─── PROVIDED DATA ───

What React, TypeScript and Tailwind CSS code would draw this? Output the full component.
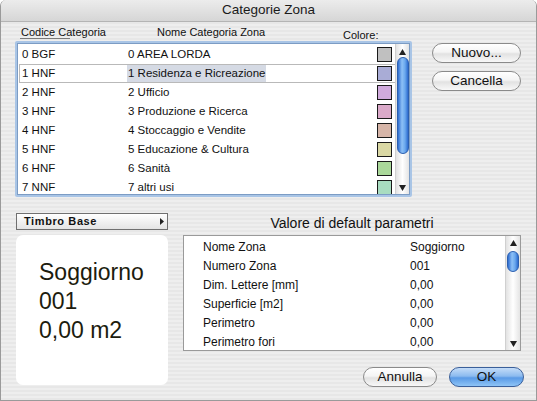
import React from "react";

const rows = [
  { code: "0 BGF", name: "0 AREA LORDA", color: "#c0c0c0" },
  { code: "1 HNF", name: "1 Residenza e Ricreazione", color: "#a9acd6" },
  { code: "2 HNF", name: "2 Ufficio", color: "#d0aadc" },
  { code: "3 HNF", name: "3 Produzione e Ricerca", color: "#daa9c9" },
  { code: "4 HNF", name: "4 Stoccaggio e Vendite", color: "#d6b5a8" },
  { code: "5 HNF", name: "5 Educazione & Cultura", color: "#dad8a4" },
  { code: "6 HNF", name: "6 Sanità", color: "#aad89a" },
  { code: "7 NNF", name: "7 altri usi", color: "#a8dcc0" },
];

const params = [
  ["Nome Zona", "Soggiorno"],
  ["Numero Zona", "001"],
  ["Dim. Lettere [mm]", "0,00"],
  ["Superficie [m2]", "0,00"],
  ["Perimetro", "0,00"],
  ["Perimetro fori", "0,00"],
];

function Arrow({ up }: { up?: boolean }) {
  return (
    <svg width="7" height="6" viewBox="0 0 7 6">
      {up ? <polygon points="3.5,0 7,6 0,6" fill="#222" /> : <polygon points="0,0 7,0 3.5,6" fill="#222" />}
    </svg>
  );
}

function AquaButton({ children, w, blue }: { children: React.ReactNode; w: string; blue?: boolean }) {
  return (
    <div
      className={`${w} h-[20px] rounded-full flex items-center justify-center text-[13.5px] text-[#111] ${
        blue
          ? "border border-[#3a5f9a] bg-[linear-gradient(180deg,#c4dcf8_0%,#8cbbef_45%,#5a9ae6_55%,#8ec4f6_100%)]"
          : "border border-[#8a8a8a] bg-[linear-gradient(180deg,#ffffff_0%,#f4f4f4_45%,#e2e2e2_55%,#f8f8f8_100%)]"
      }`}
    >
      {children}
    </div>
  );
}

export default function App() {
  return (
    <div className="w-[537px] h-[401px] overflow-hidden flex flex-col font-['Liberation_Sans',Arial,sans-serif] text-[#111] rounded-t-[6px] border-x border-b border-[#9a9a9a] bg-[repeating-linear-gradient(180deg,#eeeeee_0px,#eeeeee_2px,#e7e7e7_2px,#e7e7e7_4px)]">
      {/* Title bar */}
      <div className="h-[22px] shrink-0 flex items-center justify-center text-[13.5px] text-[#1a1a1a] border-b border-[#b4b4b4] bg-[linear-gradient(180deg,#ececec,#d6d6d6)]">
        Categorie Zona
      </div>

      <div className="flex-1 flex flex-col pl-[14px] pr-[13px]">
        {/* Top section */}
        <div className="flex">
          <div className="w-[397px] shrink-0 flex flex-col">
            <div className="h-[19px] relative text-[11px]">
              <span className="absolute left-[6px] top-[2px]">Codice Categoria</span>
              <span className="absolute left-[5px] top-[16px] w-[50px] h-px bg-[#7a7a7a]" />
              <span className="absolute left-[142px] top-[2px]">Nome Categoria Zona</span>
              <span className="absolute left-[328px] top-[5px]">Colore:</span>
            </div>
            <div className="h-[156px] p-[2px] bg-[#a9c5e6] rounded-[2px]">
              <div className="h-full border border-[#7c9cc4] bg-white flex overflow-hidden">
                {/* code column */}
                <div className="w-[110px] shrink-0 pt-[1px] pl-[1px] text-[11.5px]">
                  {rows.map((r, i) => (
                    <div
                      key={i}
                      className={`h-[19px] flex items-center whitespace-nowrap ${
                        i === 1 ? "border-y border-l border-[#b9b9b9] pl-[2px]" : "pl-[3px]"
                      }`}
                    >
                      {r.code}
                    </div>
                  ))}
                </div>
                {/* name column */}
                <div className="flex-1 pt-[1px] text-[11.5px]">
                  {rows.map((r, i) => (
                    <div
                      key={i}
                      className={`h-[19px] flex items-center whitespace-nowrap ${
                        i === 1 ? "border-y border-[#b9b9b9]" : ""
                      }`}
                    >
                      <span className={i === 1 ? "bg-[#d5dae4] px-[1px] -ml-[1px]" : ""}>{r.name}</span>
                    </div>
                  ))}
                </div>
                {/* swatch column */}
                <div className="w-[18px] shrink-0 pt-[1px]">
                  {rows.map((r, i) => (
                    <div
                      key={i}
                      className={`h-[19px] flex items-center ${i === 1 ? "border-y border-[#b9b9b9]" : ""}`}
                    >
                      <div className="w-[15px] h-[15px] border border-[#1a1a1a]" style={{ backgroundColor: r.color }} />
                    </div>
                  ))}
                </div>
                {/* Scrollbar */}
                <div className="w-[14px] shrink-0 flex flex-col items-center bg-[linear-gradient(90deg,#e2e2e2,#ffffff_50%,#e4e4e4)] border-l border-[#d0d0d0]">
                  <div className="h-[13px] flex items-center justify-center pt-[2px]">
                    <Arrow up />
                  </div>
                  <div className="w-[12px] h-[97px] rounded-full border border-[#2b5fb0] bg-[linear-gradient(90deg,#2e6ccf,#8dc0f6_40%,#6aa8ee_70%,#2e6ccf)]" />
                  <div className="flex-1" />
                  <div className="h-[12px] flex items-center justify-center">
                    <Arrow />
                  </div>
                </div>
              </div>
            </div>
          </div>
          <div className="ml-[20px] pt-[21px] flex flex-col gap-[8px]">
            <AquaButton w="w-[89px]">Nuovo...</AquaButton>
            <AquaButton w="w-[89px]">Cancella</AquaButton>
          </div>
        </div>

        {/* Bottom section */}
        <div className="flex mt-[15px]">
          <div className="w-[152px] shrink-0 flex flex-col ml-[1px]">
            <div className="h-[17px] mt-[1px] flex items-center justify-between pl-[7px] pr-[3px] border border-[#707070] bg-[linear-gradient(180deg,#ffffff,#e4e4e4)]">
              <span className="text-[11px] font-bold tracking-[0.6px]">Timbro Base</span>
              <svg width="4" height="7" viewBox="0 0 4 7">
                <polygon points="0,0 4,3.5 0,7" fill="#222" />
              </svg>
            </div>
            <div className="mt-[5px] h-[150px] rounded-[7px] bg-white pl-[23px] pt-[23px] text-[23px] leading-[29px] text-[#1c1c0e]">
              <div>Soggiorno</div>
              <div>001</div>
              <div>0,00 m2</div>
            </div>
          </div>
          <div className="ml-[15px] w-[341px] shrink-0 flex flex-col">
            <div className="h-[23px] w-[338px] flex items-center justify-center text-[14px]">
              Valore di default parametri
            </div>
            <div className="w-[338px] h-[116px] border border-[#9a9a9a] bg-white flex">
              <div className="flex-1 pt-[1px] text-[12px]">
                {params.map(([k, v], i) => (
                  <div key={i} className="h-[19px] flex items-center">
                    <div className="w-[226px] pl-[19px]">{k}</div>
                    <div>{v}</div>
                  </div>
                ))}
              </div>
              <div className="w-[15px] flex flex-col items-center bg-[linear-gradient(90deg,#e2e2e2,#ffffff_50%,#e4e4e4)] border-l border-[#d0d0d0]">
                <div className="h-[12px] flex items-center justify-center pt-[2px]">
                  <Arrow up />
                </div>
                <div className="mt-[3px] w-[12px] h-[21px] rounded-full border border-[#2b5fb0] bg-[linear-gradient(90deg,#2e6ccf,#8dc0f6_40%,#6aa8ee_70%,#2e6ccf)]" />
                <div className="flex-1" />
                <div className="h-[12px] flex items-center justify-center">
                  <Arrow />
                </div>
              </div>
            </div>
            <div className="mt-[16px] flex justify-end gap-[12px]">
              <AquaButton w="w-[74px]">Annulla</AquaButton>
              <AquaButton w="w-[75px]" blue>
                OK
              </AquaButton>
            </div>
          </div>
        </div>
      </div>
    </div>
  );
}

───

Write out again, exactly, the lines from the start of the listing up to the line containing "import React from", with both ends and without pictures.

What React, TypeScript and Tailwind CSS code would draw this? Output the full component.
import React from "react";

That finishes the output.